## Start SUPPLIED DATA
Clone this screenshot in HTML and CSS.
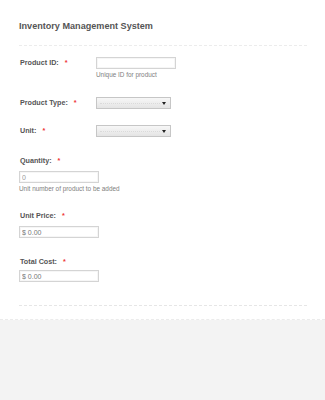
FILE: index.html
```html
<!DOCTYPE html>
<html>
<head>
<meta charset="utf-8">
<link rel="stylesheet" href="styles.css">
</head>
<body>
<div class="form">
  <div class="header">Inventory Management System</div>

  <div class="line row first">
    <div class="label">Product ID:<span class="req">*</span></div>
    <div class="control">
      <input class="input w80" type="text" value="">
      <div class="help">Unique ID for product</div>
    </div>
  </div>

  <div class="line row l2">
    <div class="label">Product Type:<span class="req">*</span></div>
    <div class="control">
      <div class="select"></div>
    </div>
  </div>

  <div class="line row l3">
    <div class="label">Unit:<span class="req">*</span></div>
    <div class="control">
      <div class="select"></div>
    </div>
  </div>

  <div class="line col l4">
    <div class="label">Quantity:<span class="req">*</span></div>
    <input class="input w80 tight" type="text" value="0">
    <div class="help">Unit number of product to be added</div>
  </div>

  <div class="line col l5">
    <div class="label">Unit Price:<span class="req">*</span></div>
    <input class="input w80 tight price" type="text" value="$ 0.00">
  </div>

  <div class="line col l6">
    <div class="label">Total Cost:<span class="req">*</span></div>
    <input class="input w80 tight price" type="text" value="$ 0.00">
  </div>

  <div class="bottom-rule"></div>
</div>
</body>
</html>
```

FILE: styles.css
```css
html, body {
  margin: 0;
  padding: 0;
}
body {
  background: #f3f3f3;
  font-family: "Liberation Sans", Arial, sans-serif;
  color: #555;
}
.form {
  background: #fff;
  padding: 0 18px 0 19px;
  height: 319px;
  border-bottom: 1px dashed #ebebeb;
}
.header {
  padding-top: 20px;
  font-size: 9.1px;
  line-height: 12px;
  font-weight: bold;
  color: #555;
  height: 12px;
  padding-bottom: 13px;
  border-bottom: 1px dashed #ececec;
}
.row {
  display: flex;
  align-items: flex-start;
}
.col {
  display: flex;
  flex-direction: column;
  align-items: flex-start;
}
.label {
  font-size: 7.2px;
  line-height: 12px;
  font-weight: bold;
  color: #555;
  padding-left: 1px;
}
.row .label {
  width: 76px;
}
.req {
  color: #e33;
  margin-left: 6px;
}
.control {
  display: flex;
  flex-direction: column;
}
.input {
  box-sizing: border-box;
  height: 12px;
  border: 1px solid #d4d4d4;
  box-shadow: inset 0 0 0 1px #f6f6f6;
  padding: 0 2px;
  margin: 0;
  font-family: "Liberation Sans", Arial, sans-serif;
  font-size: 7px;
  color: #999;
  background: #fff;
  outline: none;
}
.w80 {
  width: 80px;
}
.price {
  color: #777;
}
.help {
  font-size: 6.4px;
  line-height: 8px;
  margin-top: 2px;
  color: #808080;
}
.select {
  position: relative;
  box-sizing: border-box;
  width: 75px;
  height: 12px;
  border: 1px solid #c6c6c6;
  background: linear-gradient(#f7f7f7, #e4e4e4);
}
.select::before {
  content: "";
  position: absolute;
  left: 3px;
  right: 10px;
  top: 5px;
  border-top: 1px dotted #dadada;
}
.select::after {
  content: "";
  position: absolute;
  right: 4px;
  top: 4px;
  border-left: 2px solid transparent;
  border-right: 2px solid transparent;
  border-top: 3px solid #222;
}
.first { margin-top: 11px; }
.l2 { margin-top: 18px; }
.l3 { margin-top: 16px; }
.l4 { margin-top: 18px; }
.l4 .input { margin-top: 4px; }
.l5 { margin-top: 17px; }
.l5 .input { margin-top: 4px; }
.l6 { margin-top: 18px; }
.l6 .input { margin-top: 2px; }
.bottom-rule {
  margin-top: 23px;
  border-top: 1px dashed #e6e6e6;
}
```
## End SUPPLIED DATA
### PROBLEM TO WORK ON
Copy out each line word for word, please, skipping the images.

### COMPLETED TASK
Clone this screenshot in HTML and CSS.
FILE: index.html
```html
<!DOCTYPE html>
<html>
<head>
<meta charset="utf-8">
<link rel="stylesheet" href="styles.css">
</head>
<body>
<div class="form">
  <div class="header">Inventory Management System</div>

  <div class="line row first">
    <div class="label">Product ID:<span class="req">*</span></div>
    <div class="control">
      <input class="input w80" type="text" value="">
      <div class="help">Unique ID for product</div>
    </div>
  </div>

  <div class="line row l2">
    <div class="label">Product Type:<span class="req">*</span></div>
    <div class="control">
      <div class="select"></div>
    </div>
  </div>

  <div class="line row l3">
    <div class="label">Unit:<span class="req">*</span></div>
    <div class="control">
      <div class="select"></div>
    </div>
  </div>

  <div class="line col l4">
    <div class="label">Quantity:<span class="req">*</span></div>
    <input class="input w80 tight" type="text" value="0">
    <div class="help">Unit number of product to be added</div>
  </div>

  <div class="line col l5">
    <div class="label">Unit Price:<span class="req">*</span></div>
    <input class="input w80 tight price" type="text" value="$ 0.00">
  </div>

  <div class="line col l6">
    <div class="label">Total Cost:<span class="req">*</span></div>
    <input class="input w80 tight price" type="text" value="$ 0.00">
  </div>

  <div class="bottom-rule"></div>
</div>
</body>
</html>
```

FILE: styles.css
```css
html, body {
  margin: 0;
  padding: 0;
}
body {
  background: #f3f3f3;
  font-family: "Liberation Sans", Arial, sans-serif;
  color: #555;
}
.form {
  background: #fff;
  padding: 0 18px 0 19px;
  height: 319px;
  border-bottom: 1px dashed #ebebeb;
}
.header {
  padding-top: 20px;
  font-size: 9.1px;
  line-height: 12px;
  font-weight: bold;
  color: #555;
  height: 12px;
  padding-bottom: 13px;
  border-bottom: 1px dashed #ececec;
}
.row {
  display: flex;
  align-items: flex-start;
}
.col {
  display: flex;
  flex-direction: column;
  align-items: flex-start;
}
.label {
  font-size: 7.2px;
  line-height: 12px;
  font-weight: bold;
  color: #555;
  padding-left: 1px;
}
.row .label {
  width: 76px;
}
.req {
  color: #e33;
  margin-left: 6px;
}
.control {
  display: flex;
  flex-direction: column;
}
.input {
  box-sizing: border-box;
  height: 12px;
  border: 1px solid #d4d4d4;
  box-shadow: inset 0 0 0 1px #f6f6f6;
  padding: 0 2px;
  margin: 0;
  font-family: "Liberation Sans", Arial, sans-serif;
  font-size: 7px;
  color: #999;
  background: #fff;
  outline: none;
}
.w80 {
  width: 80px;
}
.price {
  color: #777;
}
.help {
  font-size: 6.4px;
  line-height: 8px;
  margin-top: 2px;
  color: #808080;
}
.select {
  position: relative;
  box-sizing: border-box;
  width: 75px;
  height: 12px;
  border: 1px solid #c6c6c6;
  background: linear-gradient(#f7f7f7, #e4e4e4);
}
.select::before {
  content: "";
  position: absolute;
  left: 3px;
  right: 10px;
  top: 5px;
  border-top: 1px dotted #dadada;
}
.select::after {
  content: "";
  position: absolute;
  right: 4px;
  top: 4px;
  border-left: 2px solid transparent;
  border-right: 2px solid transparent;
  border-top: 3px solid #222;
}
.first { margin-top: 11px; }
.l2 { margin-top: 18px; }
.l3 { margin-top: 16px; }
.l4 { margin-top: 18px; }
.l4 .input { margin-top: 4px; }
.l5 { margin-top: 17px; }
.l5 .input { margin-top: 4px; }
.l6 { margin-top: 18px; }
.l6 .input { margin-top: 2px; }
.bottom-rule {
  margin-top: 23px;
  border-top: 1px dashed #e6e6e6;
}
```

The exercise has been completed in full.